UWOs provide a means by which the proceeds of crime can be confiscated by recourse to civil, rather than criminal, powers. An UWO is a Court order which compels the respondent, usually a high net worth individual, to explain how an asset was acquired. Enforcement agencies, such as the National Crime Agency (NCA), can apply to the High Court for an UWO and, once made, the Court may issue an interim freezing order if it considers there to be an immediate risk of the diminution of the relevant property.

Part 2 of the Act aims to remove barriers to the use of UWOs and:

  • limits costs orders against authorities which do not succeed in obtaining an UWO, unless the authority acted dishonestly or improperly;
  • allows issuing an UWO more broadly to responsible officers of the respondent (such officers including directors, partners and managers, as appropriate); and
  • allows an extension of the period for which an interim freezing order has effect.

Following the Act's removal of key procedural impediments, we expect to see a sharp increase in law enforcement authorities' use of UWOs as a more effective pathway to confiscate criminal assets.

This may have particular implications for those with interests in such assets, such as those with security over these assets as part of lending relationships. It remains to be seen how in practice, if at all, it will be possible to enforce such security in the event of confiscation.


The implementation and enforcement of financial sanctions is carried out by the Office of Financial Sanctions Implementation (OFSI) which is part of Her Majesty's Treasury. OFSI maintains the 'Consolidated List' of financial sanctions targets in the UK including all asset freeze targets and 'designated persons', as well as publishing guidance on compliance with the UK sanctions regime.

Under the Policing and Crime Act 2017, financial penalties can only be imposed on individuals or entities breaching sanctions laws where it can be established on the balance of probabilities that the person knew, suspected, or believed themselves to be in breach. Currently, entities that are majority owned or controlled, directly or indirectly, by a designated person may not be designated in their own right, so their names may not appear on the Consolidated List. However, those entities are similarly subject to financial sanctions (and those that deal with them may face sanctions for doing so). It can be more challenging for OFSI to show the requisite knowledge or suspicion in these cases.

Part 3 of the Act aims to strengthen sanctions enforcement capabilities. The Act omits the requirement for knowledge or suspicion, effectively allowing the levy of financial penalties on a strict liability basis, regardless of an individual's or an entity's intent or mental state. This approach will be familiar to those who deal with US sanctions, where OFAC regulations operate under strict liability, but OFAC provides enforcement guidelines setting out various factors to consider when assessing sanctions violations and the range of penalties.
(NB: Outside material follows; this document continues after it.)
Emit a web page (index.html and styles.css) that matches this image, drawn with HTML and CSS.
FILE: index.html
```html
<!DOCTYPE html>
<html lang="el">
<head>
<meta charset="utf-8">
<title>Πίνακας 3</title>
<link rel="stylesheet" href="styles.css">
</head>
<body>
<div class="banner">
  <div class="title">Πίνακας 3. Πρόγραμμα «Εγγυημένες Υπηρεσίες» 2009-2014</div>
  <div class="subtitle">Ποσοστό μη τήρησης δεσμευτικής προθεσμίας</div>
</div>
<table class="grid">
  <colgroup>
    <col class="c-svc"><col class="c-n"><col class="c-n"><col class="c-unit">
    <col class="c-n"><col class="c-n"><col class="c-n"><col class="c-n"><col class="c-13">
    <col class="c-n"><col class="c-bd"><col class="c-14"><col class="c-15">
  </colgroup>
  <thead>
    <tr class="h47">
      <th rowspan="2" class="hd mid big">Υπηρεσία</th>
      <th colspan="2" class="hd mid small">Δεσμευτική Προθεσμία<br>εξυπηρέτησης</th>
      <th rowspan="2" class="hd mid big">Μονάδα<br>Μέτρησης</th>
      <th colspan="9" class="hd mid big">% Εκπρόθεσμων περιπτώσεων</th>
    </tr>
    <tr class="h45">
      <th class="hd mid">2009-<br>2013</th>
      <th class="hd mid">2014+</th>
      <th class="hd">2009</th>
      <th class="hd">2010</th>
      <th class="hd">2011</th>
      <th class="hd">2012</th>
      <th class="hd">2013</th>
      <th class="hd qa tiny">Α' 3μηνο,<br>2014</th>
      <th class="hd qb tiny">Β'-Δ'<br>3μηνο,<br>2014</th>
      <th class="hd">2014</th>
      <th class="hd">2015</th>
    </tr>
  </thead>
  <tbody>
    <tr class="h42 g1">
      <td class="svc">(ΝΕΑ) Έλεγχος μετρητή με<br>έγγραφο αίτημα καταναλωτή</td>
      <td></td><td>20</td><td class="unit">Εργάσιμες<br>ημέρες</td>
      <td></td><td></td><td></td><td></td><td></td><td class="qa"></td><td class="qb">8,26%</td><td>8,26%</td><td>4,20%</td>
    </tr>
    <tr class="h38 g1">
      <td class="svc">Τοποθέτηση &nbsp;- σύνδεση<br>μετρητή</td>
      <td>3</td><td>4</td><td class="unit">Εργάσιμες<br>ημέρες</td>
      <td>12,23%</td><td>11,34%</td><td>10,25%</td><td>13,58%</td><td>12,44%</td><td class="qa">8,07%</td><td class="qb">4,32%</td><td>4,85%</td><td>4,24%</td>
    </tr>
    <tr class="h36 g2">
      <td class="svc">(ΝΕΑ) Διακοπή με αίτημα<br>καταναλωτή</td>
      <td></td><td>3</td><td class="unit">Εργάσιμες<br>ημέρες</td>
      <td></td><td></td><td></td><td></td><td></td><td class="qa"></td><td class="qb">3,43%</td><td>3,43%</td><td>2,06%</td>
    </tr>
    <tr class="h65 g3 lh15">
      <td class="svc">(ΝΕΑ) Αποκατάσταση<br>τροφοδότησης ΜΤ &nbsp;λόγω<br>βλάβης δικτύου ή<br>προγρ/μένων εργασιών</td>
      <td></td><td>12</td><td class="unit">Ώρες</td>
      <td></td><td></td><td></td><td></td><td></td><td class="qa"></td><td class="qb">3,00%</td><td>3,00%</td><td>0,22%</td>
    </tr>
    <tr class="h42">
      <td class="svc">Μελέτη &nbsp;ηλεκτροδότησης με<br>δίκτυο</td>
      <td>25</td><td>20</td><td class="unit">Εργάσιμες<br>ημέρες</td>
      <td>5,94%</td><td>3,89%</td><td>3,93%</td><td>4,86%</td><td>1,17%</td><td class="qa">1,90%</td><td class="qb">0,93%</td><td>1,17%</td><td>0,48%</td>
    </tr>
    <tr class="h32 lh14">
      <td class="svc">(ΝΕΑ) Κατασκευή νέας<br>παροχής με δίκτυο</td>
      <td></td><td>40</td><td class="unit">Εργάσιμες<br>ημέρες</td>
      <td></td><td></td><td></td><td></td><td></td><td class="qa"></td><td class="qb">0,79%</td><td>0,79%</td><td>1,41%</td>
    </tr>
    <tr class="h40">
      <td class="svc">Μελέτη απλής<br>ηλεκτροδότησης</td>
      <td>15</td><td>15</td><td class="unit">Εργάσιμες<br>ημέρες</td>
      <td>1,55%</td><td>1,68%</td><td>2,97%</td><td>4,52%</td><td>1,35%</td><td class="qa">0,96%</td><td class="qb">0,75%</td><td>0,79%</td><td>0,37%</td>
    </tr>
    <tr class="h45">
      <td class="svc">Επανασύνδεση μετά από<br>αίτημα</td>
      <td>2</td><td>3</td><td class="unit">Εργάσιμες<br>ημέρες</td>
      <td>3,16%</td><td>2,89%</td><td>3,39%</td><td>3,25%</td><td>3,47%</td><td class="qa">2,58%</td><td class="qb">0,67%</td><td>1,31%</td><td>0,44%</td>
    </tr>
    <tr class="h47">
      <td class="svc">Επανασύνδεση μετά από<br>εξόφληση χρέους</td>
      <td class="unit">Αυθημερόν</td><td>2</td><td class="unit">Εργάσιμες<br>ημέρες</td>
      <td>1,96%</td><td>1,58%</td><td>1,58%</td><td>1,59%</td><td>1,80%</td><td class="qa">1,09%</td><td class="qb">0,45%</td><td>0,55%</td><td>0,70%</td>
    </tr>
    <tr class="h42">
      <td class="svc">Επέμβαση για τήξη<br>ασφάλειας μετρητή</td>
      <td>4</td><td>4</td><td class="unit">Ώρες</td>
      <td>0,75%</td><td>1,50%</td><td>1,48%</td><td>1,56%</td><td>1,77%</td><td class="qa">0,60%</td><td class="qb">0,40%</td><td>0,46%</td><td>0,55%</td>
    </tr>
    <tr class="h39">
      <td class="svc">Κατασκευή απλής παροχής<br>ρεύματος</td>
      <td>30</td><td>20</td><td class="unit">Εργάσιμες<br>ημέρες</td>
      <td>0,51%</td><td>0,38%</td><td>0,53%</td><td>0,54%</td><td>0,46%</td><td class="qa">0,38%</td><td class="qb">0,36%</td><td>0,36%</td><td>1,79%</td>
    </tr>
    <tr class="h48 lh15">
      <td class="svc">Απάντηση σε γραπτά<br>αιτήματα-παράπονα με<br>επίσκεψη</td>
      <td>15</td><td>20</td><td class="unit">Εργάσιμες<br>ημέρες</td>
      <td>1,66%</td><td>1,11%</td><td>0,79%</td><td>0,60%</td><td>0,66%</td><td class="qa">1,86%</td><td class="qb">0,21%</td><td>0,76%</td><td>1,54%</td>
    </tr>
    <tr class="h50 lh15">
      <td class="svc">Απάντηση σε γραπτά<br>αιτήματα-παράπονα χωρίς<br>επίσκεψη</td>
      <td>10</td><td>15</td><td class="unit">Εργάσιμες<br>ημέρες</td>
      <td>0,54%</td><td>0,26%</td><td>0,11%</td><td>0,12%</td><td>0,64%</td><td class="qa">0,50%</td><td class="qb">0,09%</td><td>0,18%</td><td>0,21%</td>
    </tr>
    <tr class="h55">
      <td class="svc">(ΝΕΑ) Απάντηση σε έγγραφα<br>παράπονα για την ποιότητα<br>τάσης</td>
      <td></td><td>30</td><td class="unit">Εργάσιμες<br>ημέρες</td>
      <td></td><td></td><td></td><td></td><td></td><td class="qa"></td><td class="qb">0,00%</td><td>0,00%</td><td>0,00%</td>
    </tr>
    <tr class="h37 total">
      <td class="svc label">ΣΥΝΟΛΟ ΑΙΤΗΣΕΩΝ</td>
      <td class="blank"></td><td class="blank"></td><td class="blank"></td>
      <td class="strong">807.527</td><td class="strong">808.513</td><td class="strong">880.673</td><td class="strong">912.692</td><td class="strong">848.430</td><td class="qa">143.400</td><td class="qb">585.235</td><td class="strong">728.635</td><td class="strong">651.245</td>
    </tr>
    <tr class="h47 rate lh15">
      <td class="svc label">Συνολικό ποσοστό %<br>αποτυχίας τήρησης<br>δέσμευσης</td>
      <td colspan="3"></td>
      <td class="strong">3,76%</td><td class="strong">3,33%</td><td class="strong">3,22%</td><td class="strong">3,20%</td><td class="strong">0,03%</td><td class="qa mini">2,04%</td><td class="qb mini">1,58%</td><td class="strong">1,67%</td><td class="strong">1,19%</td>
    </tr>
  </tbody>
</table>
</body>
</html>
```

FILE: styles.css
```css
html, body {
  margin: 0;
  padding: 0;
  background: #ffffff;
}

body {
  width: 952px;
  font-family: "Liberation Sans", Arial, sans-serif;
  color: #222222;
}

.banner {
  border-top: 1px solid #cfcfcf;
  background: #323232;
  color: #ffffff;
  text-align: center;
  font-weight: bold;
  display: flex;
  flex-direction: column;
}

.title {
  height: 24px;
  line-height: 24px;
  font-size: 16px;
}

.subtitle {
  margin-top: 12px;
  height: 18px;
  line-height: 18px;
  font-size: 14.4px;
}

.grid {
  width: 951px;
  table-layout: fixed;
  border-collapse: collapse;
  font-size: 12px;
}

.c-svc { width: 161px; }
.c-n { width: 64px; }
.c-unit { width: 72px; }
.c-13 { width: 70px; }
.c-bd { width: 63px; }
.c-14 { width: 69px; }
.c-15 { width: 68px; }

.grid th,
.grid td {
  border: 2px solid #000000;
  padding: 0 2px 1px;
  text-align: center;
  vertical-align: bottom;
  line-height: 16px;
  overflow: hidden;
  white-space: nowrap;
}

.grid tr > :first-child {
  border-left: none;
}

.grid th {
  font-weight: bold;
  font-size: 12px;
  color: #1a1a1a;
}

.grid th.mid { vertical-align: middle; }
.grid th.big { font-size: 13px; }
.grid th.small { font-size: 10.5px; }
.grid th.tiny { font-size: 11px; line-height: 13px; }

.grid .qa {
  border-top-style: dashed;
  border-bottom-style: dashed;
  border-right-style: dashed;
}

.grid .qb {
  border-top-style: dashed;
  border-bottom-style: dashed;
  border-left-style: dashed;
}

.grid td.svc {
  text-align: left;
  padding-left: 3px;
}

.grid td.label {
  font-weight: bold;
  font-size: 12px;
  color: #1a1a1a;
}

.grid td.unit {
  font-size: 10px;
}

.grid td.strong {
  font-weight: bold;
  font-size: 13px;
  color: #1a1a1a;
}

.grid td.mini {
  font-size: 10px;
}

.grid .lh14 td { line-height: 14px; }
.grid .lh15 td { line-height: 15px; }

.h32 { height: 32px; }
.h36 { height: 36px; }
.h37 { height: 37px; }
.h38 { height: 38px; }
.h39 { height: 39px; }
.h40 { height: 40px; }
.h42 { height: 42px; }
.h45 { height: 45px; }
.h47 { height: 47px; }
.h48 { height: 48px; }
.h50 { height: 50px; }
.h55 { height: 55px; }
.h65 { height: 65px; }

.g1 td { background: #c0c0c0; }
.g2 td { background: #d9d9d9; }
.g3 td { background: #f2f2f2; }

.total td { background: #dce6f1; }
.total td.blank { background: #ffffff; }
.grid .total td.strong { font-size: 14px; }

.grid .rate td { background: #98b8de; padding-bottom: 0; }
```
However, there has not yet been any guidance around these changes from OFSI or on how it intends to deploy its enforcement powers, absent which the change in liability could create a range of unintended and unforeseen consequences for businesses grappling with sanctions restrictions.

The Act also:

  • gives HM Treasury the ability to name persons who, on the balance of probability, have breached sanctions, but on whom no financial penalty has been imposed;
  • addresses additional procedural impediments to the levying of sanctions, for example, removing the need for a personal ministerial review of appealed financial penalties and the facilitation of information sharing between Government departments and the Treasury; and 
  • removes the test of "appropriateness", enabling more flexibility via an urgent designation procedure. This allows for increased identification and penalisation of Russian individuals and alignment with sanctions levied in the EU, US, Canada and Australia.
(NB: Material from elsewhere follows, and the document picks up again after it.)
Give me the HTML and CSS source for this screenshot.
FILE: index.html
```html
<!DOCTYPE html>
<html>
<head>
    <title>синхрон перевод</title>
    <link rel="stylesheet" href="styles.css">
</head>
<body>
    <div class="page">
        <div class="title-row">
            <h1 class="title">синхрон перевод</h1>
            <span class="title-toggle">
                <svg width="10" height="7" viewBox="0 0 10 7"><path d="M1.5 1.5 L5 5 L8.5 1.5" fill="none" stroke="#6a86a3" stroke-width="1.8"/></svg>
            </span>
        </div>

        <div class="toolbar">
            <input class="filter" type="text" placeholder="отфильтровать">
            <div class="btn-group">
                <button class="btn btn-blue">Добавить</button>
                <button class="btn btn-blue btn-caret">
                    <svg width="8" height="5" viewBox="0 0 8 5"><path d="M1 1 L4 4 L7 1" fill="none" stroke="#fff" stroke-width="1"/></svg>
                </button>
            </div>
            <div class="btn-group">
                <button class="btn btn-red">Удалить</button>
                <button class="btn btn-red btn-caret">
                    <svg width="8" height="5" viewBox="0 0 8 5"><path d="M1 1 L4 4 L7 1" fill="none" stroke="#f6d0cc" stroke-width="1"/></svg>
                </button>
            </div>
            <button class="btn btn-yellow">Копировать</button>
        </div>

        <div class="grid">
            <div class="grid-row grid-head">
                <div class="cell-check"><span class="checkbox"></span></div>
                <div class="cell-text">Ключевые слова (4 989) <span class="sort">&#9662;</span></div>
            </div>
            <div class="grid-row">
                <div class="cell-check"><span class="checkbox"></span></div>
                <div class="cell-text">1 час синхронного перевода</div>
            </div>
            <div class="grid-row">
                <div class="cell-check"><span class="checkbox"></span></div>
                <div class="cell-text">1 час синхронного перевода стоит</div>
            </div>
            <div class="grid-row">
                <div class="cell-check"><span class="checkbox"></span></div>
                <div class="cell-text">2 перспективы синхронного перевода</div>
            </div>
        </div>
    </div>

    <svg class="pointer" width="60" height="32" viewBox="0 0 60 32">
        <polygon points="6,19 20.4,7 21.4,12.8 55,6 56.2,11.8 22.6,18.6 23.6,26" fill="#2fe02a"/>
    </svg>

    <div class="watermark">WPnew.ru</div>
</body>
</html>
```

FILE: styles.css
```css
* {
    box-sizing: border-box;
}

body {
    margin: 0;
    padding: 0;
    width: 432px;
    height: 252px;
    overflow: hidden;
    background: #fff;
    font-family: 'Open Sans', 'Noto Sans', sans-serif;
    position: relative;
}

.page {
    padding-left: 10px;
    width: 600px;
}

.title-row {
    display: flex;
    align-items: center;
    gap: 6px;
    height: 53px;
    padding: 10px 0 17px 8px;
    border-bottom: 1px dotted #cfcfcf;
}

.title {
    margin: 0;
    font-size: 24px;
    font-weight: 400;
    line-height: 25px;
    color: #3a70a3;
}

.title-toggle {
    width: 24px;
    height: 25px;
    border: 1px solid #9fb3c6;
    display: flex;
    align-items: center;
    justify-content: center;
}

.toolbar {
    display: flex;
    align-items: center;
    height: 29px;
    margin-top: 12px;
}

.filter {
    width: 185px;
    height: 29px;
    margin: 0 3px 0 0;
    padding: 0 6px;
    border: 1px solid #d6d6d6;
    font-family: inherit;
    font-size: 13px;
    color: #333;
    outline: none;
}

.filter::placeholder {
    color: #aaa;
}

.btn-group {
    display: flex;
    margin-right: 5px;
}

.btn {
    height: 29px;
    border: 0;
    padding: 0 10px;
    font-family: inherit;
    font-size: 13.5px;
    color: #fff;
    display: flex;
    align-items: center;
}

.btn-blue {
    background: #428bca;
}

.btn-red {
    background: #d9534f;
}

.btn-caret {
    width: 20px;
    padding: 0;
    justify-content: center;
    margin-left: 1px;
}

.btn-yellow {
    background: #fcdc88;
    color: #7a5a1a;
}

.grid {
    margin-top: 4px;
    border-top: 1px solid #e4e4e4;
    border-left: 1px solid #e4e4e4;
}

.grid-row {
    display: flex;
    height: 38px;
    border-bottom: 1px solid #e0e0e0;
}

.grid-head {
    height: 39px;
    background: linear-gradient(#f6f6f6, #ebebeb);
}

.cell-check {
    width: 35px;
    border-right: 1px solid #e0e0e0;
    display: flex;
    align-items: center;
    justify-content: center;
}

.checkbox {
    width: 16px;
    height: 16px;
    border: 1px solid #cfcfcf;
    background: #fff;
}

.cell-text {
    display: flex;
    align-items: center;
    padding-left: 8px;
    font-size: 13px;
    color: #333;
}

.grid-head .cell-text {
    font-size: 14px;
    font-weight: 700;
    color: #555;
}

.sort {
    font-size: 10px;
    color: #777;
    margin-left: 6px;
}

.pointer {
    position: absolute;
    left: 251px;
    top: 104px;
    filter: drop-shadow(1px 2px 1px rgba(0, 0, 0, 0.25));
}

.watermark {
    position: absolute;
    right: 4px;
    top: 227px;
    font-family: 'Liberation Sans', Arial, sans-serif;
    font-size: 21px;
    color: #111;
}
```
The Government has already used its new sanctions powers, announcing over 370 Russian and Belarussian sanctions on 15 March 2022. The majority of these designations were enabled by the Act.

What to look out for

There are a number of potential developments to stay abreast of:

  • Progress of the White Paper: The White Paper is expected to be introduced as a second economic crime bill early in the next parliamentary session, later this year. A substantial amount of the force of the reforms remain to be effected on the basis of the White Paper, which among other measures proposes:
    • changes to the existing role and powers of the register of companies, Companies House, to allow it to take actions such as sharing information with law enforcement, rejecting filings and querying potentially inaccurate information;
    • mandatory identity verification measures for directors and PSCs with Companies House;
    • the introduction of increased legal pathways for data sharing;
    • restrictions on corporate directors (including allowing companies to have a single 'layer' of UK-based corporate directors); and
    • restrictions on overseas agents forming UK companies.
  • Second Economic Crime Bill: It is expected that the further bill will also look at other measures aimed at improving transparency and cracking down further on financial crime, including the grant of specific powers in respect of cryptoassets and restrictions on the use of limited partnerships, as well as measures aimed at encouraging businesses to carry out increased information sharing on economic crime.
  • Further guidance on Russian sanctions: OFSI has updated some of its existing Russia Guidance in part (see for OFSI guidance), but some sections remain to be updated and we expect that further guidance on financial sanctions in Russia will be issued in due course.
  • Further measures on Russia: A number of developments are expected, with many measures being expedited. These include:
    • Further sanctions, including a restriction on deposits by Russian nationals, are expected to be set out in further regulations. The Government has previously announced that further sanctions will be adopted as follows:
      • sanctions that will limit the amount of deposits Russian citizens (expected to be non-residents or non-nationals of the UK) can make into UK bank accounts (above GBP 50,000); and
      • sanctions that extend financial and trade measures applying to Crimea to the DNR and LNR regions.
    • The possibility of introducing emergency legislation allowing the freezing of assets held by Russian high net worth individuals who are in line to be sanctioned by the Government, in order to avoid the imminent disposal of property.
  • Potential for increased enforcement action: Clearly the current climate indicates that the use of new and existing economic crime measures will be encouraged by the Government in order to support the UK's response to events in Ukraine and the actions of the Russian Government. In the longer term, these measures are intended to make it easier more generally to take action to combat economic crime.